More than half of aged care residents are not eating enough and are missing out on essential vitamins and other nutrients despite being offered a variety of food, Otago research shows.
A recently-published study, From Menu to Mouth, is the first to examine New Zealand data on the nutrient intakes of aged care residents and the only study to observe the complete decay rates of nutrients from when a meal is planned through to when it is served and consumed.
Lead author Wathsala Nanayakkara, who undertook the study with a team of University of Otago researchers, says studies examining nutritional intakes of aged care residents are scarce, despite a high prevalence of malnutrition in nursing homes and a rapidly aging population worldwide.
“We hope our study will raise awareness among the general public that over half of aged care residents do not consume adequate calories or energy and protein to maintain their body weight and muscle mass,” she says.
The study found key nutrients such as protein, fibre, water, vitamins A, E, B12, folate, calcium, iron and zinc were suboptimal even in male residents, who had the least nutrient decay rates, she says.
“We found on average 90 per cent of the nutrients planned on the menu were served, and 70 per cent were actually consumed.”
The highest rates of nutrient decay was seen in residents who were female, underweight, on smaller sized meals, receiving hospital-level care and on pureed meals.
Ms Nanayakkara examined three days’ worth of diet records for 54 residents at a Christchurch aged care facility, observing all the meals served and consumed.
The daily menu included three meals and three snacks and was designed to meet the recommended daily intakes of most residents.
Residents could choose between a standard serving size or a smaller serving size, which was approximately a half portion for the mains at lunch and dinner meals.
The majority of study participants were aged over 70, and consisted of 12 male residents eating standard size meals, and 42 female residents of whom 64 per cent ate smaller-sized meals.
More than 70 per cent of residents did not consume enough protein, which is important for bone health particularly in older adults and helps preserve muscle mass to support mobility, as well as combating illnesses such as infections.
Many residents did not consume vitamin C-rich items such as juices or fresh fruit, despite these being offered on the menu.
Other common food wastes that contributed to macronutrient loss included toast, particularly the crusts, sandwiches, salads, milk, meat, and some vegetables.
Study participants who ate smaller sized meals were served significantly less protein (meats) but similar amounts of fat to those eating standards sized meals.
The study results are in line with similar studies published overseas, which have found the majority of aged-care residents are at risk of nutritional inadequacy.
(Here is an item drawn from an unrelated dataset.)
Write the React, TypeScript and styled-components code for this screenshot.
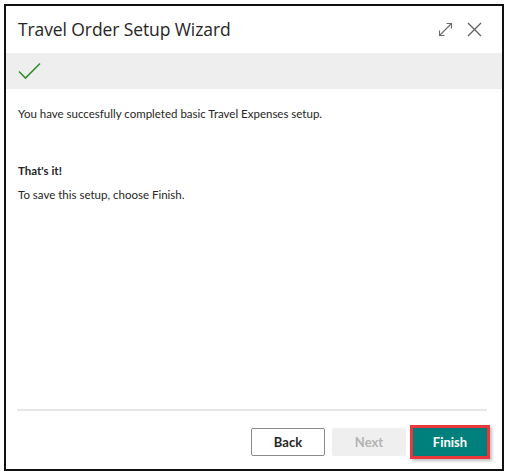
import styled, { createGlobalStyle } from "styled-components";

const GlobalStyle = createGlobalStyle`
  html, body {
    margin: 0;
    padding: 0;
    background: #ffffff;
  }

  body {
    font-family: "Open Sans", "Noto Sans", "Liberation Sans", sans-serif;
    color: #212121;
  }
`;

// ====================
// Wizard dialog
// ====================
export default function App() {
  return (
    <>
      <GlobalStyle />
      <Dialog>
        <Header>
          <Title>Travel Order Setup Wizard</Title>
          <HeaderActions>
            <IconButton aria-label="Expand">
              <svg width="15" height="15" viewBox="0 0 15 15" fill="none">
                <path
                  d="M1.5 13.5 L13.5 1.5 M8.5 1.5 H13.5 V6.5 M1.5 8.5 V13.5 H6.5"
                  stroke="#6b6b6b"
                  strokeWidth="1.1"
                />
              </svg>
            </IconButton>
            <IconButton aria-label="Close">
              <svg width="15" height="15" viewBox="0 0 15 15" fill="none">
                <path
                  d="M1 1 L14 14 M14 1 L1 14"
                  stroke="#5f5f5f"
                  strokeWidth="1.3"
                />
              </svg>
            </IconButton>
          </HeaderActions>
        </Header>

        <StatusBand>
          <svg width="23" height="18" viewBox="0 0 23 18" fill="none">
            <path
              d="M1 9.5 L7.5 16 L22 1.5"
              stroke="#2f8f2f"
              strokeWidth="1.6"
            />
          </svg>
        </StatusBand>

        <Content>
          <Paragraph>
            You have succesfully completed basic Travel Expenses setup.
          </Paragraph>
          <Section>
            <Paragraph $bold>That's it!</Paragraph>
            <Paragraph>To save this setup, choose Finish.</Paragraph>
          </Section>
        </Content>

        <Footer>
          <Button $variant="default">Back</Button>
          <Button $variant="disabled" disabled>
            Next
          </Button>
          <Highlight>
            <Button $variant="primary">Finish</Button>
          </Highlight>
        </Footer>
      </Dialog>
    </>
  );
}

const Dialog = styled.div`
  box-sizing: border-box;
  width: 500px;
  height: 467px;
  margin: 4px 0 0 4px;

  display: flex;
  flex-direction: column;

  border: 2px solid #111111;
  background: #ffffff;
`;

const Header = styled.div`
  height: 47px;
  box-sizing: border-box;
  padding: 0 20px 1px 12px;

  display: flex;
  align-items: center;
  justify-content: space-between;
`;

const Title = styled.h1`
  margin: 0;
  font-size: 17.5px;
  font-weight: 400;
  letter-spacing: -0.1px;
  color: #262626;
`;

const HeaderActions = styled.div`
  display: flex;
  align-items: center;
  gap: 14px;
`;

const IconButton = styled.button`
  display: flex;
  padding: 0;
  border: none;
  background: none;
  cursor: pointer;
`;

const StatusBand = styled.div`
  height: 36px;
  box-sizing: border-box;
  padding: 0 0 0 12px;

  display: flex;
  align-items: center;

  background: #eeeeee;
`;

const Content = styled.div`
  flex: 1;
  padding: 16px 12px 0;

  display: flex;
  flex-direction: column;
  gap: 39px;
`;

const Section = styled.div`
  display: flex;
  flex-direction: column;
  gap: 6px;
`;

const Paragraph = styled.p<{ $bold?: boolean }>`
  margin: 0;
  font-family: "Lato", "Open Sans", sans-serif;
  font-size: 11.5px;
  line-height: 18px;
  font-weight: ${(props) => (props.$bold ? 700 : 400)};
  color: #262626;
`;

const Footer = styled.div`
  margin: 0 15px 0 11px;
  padding: 17px 0 13px;

  display: flex;
  justify-content: flex-end;
  align-items: center;
  gap: 7px;

  border-top: 2px solid #e6e6e6;
`;

const Highlight = styled.div`
  display: flex;
  margin: -3px;
  border: 3px solid #e8383c;
  box-shadow: 2px 2px 3px rgba(0, 0, 0, 0.25);
`;

const Button = styled.button<{ $variant: "default" | "disabled" | "primary" }>`
  box-sizing: border-box;
  width: 74px;
  height: 28px;
  padding: 0;

  font-family: "Lato", "Open Sans", sans-serif;
  font-size: 13px;
  font-weight: 700;

  border-radius: ${(props) => (props.$variant === "primary" ? "0" : "2px")};
  border: 1px solid
    ${(props) =>
      props.$variant === "default"
        ? "#8a8a8a"
        : props.$variant === "disabled"
        ? "#efefef"
        : "#007b78"};

  background: ${(props) =>
    props.$variant === "primary"
      ? "#00807d"
      : props.$variant === "disabled"
      ? "#efefef"
      : "#ffffff"};

  color: ${(props) =>
    props.$variant === "primary"
      ? "#ffffff"
      : props.$variant === "disabled"
      ? "#b3b3b3"
      : "#262626"};

  cursor: ${(props) => (props.$variant === "disabled" ? "default" : "pointer")};
`;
Ms Nanayakkara says she hopes aged care facility managers and staff involved in menu planning will take note that on average 30 per cent of planned nutrients are not consumed by residents.
Facilities should deliberately plan to oversupply meals so that what is served is greater than what is consumed in order to improve intakes of certain nutrients such as protein, she says.
However, serving large meals could discourage residents from eating, so one solution could be to offer second servings at meal times and offer more nutritional snacks between meals.
Further research involving multiple aged care facilities is needed to obtain more representative nationwide data, as are more intervention studies on how to improve the nutritional status of aged care residents, she says.
From menu to mouth: the decay pathway of nutrient intake from planned menu to consumed and characteristics of residents in an aged care facility with greater nutrient decay rates: a cross-sectional study, was published in the British Medical Journal Open.